EXERCISE GOAL:
Copy the entries below exactly. Images do not belong in the copy.
======
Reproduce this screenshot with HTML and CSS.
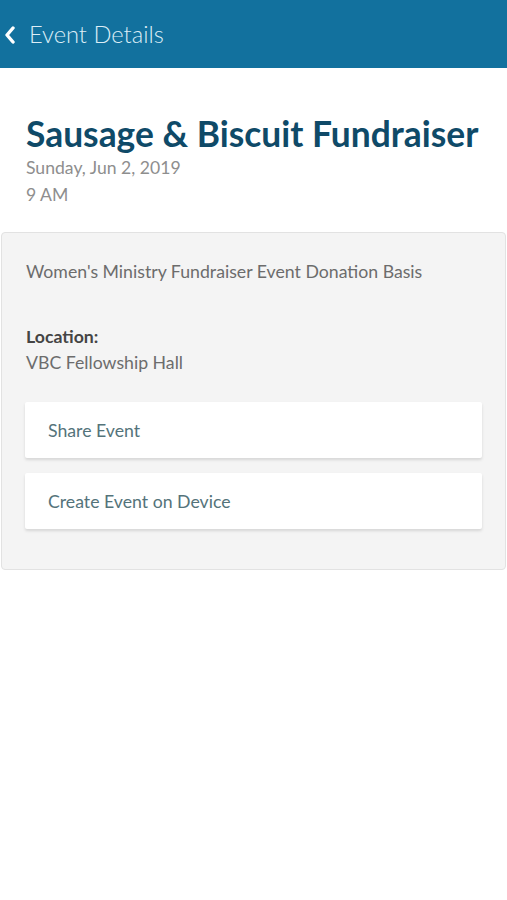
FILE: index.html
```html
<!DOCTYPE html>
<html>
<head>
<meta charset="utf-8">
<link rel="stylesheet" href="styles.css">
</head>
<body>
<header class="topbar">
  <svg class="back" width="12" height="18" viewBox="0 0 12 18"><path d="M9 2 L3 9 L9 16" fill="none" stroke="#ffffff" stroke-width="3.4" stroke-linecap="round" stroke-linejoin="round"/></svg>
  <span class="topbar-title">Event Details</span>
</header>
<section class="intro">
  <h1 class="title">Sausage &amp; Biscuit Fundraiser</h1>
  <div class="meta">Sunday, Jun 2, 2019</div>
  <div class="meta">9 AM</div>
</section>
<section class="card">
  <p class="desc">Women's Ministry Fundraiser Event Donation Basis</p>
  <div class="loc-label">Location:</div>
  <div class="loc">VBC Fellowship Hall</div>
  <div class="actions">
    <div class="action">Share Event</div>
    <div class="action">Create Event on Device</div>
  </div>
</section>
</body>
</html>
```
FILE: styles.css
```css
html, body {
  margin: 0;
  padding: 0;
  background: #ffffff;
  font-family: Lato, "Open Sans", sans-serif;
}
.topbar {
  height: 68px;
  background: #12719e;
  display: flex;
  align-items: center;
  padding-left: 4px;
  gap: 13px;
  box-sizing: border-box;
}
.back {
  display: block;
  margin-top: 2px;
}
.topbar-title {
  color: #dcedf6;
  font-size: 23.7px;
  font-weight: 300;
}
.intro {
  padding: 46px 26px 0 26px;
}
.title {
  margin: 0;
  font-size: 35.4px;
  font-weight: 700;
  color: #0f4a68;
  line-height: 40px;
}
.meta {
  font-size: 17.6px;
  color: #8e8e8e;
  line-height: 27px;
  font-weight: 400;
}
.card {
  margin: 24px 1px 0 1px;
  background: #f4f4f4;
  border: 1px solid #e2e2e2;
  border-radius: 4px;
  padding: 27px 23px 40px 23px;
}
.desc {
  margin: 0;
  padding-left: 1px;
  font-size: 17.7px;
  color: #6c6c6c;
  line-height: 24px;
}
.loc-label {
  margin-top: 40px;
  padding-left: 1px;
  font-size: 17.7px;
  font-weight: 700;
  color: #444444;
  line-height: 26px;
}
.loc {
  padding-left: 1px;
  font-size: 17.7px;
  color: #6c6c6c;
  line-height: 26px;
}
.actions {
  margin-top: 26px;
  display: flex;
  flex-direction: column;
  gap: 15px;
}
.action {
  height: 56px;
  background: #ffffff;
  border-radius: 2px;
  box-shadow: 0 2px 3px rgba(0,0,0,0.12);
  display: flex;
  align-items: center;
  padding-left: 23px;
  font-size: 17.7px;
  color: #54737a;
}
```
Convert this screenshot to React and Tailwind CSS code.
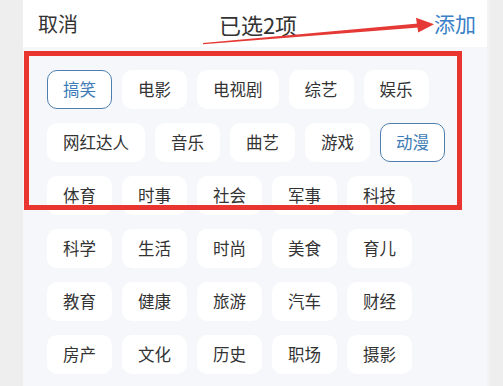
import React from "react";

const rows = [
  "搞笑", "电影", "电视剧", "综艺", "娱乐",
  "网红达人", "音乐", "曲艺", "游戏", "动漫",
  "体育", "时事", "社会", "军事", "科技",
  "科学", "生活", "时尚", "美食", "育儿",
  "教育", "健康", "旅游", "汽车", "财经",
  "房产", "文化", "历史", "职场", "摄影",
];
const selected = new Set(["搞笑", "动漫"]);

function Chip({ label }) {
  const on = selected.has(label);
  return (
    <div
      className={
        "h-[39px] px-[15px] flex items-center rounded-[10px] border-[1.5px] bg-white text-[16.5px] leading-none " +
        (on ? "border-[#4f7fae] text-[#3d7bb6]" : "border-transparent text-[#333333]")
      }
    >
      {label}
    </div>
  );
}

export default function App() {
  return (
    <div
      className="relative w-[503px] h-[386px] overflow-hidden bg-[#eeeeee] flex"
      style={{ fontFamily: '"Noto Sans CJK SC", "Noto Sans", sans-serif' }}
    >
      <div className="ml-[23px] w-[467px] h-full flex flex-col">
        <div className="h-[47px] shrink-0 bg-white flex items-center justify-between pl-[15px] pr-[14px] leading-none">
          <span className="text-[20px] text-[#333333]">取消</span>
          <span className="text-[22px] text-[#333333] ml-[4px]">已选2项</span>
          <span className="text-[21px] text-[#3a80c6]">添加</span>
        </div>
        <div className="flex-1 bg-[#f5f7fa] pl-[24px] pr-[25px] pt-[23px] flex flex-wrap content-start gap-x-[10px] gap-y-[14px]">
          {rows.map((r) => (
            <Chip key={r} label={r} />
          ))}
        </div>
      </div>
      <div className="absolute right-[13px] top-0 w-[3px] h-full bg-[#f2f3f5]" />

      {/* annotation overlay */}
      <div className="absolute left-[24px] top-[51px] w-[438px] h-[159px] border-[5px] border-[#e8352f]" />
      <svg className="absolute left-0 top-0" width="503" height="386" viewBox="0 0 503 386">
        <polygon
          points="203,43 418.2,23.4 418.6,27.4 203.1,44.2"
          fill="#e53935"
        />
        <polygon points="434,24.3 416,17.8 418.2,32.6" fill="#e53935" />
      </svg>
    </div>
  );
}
======
COMPLETED TASK:
Reproduce this screenshot with HTML and CSS.
FILE: index.html
```html
<!DOCTYPE html>
<html>
<head>
<meta charset="utf-8">
<link rel="stylesheet" href="styles.css">
</head>
<body>
<header class="topbar">
  <svg class="back" width="12" height="18" viewBox="0 0 12 18"><path d="M9 2 L3 9 L9 16" fill="none" stroke="#ffffff" stroke-width="3.4" stroke-linecap="round" stroke-linejoin="round"/></svg>
  <span class="topbar-title">Event Details</span>
</header>
<section class="intro">
  <h1 class="title">Sausage &amp; Biscuit Fundraiser</h1>
  <div class="meta">Sunday, Jun 2, 2019</div>
  <div class="meta">9 AM</div>
</section>
<section class="card">
  <p class="desc">Women's Ministry Fundraiser Event Donation Basis</p>
  <div class="loc-label">Location:</div>
  <div class="loc">VBC Fellowship Hall</div>
  <div class="actions">
    <div class="action">Share Event</div>
    <div class="action">Create Event on Device</div>
  </div>
</section>
</body>
</html>
```
FILE: styles.css
```css
html, body {
  margin: 0;
  padding: 0;
  background: #ffffff;
  font-family: Lato, "Open Sans", sans-serif;
}
.topbar {
  height: 68px;
  background: #12719e;
  display: flex;
  align-items: center;
  padding-left: 4px;
  gap: 13px;
  box-sizing: border-box;
}
.back {
  display: block;
  margin-top: 2px;
}
.topbar-title {
  color: #dcedf6;
  font-size: 23.7px;
  font-weight: 300;
}
.intro {
  padding: 46px 26px 0 26px;
}
.title {
  margin: 0;
  font-size: 35.4px;
  font-weight: 700;
  color: #0f4a68;
  line-height: 40px;
}
.meta {
  font-size: 17.6px;
  color: #8e8e8e;
  line-height: 27px;
  font-weight: 400;
}
.card {
  margin: 24px 1px 0 1px;
  background: #f4f4f4;
  border: 1px solid #e2e2e2;
  border-radius: 4px;
  padding: 27px 23px 40px 23px;
}
.desc {
  margin: 0;
  padding-left: 1px;
  font-size: 17.7px;
  color: #6c6c6c;
  line-height: 24px;
}
.loc-label {
  margin-top: 40px;
  padding-left: 1px;
  font-size: 17.7px;
  font-weight: 700;
  color: #444444;
  line-height: 26px;
}
.loc {
  padding-left: 1px;
  font-size: 17.7px;
  color: #6c6c6c;
  line-height: 26px;
}
.actions {
  margin-top: 26px;
  display: flex;
  flex-direction: column;
  gap: 15px;
}
.action {
  height: 56px;
  background: #ffffff;
  border-radius: 2px;
  box-shadow: 0 2px 3px rgba(0,0,0,0.12);
  display: flex;
  align-items: center;
  padding-left: 23px;
  font-size: 17.7px;
  color: #54737a;
}
```
Convert this screenshot to React and Tailwind CSS code.
import React from "react";

const rows = [
  "搞笑", "电影", "电视剧", "综艺", "娱乐",
  "网红达人", "音乐", "曲艺", "游戏", "动漫",
  "体育", "时事", "社会", "军事", "科技",
  "科学", "生活", "时尚", "美食", "育儿",
  "教育", "健康", "旅游", "汽车", "财经",
  "房产", "文化", "历史", "职场", "摄影",
];
const selected = new Set(["搞笑", "动漫"]);

function Chip({ label }) {
  const on = selected.has(label);
  return (
    <div
      className={
        "h-[39px] px-[15px] flex items-center rounded-[10px] border-[1.5px] bg-white text-[16.5px] leading-none " +
        (on ? "border-[#4f7fae] text-[#3d7bb6]" : "border-transparent text-[#333333]")
      }
    >
      {label}
    </div>
  );
}

export default function App() {
  return (
    <div
      className="relative w-[503px] h-[386px] overflow-hidden bg-[#eeeeee] flex"
      style={{ fontFamily: '"Noto Sans CJK SC", "Noto Sans", sans-serif' }}
    >
      <div className="ml-[23px] w-[467px] h-full flex flex-col">
        <div className="h-[47px] shrink-0 bg-white flex items-center justify-between pl-[15px] pr-[14px] leading-none">
          <span className="text-[20px] text-[#333333]">取消</span>
          <span className="text-[22px] text-[#333333] ml-[4px]">已选2项</span>
          <span className="text-[21px] text-[#3a80c6]">添加</span>
        </div>
        <div className="flex-1 bg-[#f5f7fa] pl-[24px] pr-[25px] pt-[23px] flex flex-wrap content-start gap-x-[10px] gap-y-[14px]">
          {rows.map((r) => (
            <Chip key={r} label={r} />
          ))}
        </div>
      </div>
      <div className="absolute right-[13px] top-0 w-[3px] h-full bg-[#f2f3f5]" />

      {/* annotation overlay */}
      <div className="absolute left-[24px] top-[51px] w-[438px] h-[159px] border-[5px] border-[#e8352f]" />
      <svg className="absolute left-0 top-0" width="503" height="386" viewBox="0 0 503 386">
        <polygon
          points="203,43 418.2,23.4 418.6,27.4 203.1,44.2"
          fill="#e53935"
        />
        <polygon points="434,24.3 416,17.8 418.2,32.6" fill="#e53935" />
      </svg>
    </div>
  );
}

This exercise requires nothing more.